> Your instructions:
In the material below, identify each line bearing the word "React". Reproduce those lines.

○ ○ ○ ○ ○ ○ ○

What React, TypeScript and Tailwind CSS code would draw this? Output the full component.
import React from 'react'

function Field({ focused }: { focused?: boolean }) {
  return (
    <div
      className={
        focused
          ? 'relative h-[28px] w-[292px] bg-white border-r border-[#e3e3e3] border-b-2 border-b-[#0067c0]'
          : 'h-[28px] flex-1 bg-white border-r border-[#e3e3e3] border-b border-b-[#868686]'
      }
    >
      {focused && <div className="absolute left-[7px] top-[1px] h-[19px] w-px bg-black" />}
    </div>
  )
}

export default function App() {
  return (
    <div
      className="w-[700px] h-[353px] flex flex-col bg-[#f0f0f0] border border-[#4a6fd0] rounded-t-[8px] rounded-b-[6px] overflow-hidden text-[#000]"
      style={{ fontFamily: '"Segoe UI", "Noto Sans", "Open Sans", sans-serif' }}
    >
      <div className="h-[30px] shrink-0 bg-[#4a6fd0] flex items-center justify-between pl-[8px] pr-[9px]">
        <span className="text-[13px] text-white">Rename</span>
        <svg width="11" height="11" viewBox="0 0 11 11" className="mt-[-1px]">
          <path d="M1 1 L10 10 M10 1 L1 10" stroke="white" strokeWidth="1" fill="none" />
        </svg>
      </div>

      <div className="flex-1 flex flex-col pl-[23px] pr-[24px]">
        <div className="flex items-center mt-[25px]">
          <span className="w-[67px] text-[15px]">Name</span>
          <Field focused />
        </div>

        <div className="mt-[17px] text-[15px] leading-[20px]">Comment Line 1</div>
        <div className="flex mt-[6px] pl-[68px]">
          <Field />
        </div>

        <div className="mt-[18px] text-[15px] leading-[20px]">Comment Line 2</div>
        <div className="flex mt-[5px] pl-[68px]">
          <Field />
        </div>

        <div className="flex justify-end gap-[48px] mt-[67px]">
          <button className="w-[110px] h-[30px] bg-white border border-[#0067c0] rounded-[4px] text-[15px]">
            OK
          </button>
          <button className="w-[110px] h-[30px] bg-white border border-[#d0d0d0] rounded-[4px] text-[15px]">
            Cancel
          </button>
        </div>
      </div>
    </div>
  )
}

○ ○ ○ ○ ○ ○ ○

> Result of the task:
What React, TypeScript and Tailwind CSS code would draw this? Output the full component.
import React from 'react'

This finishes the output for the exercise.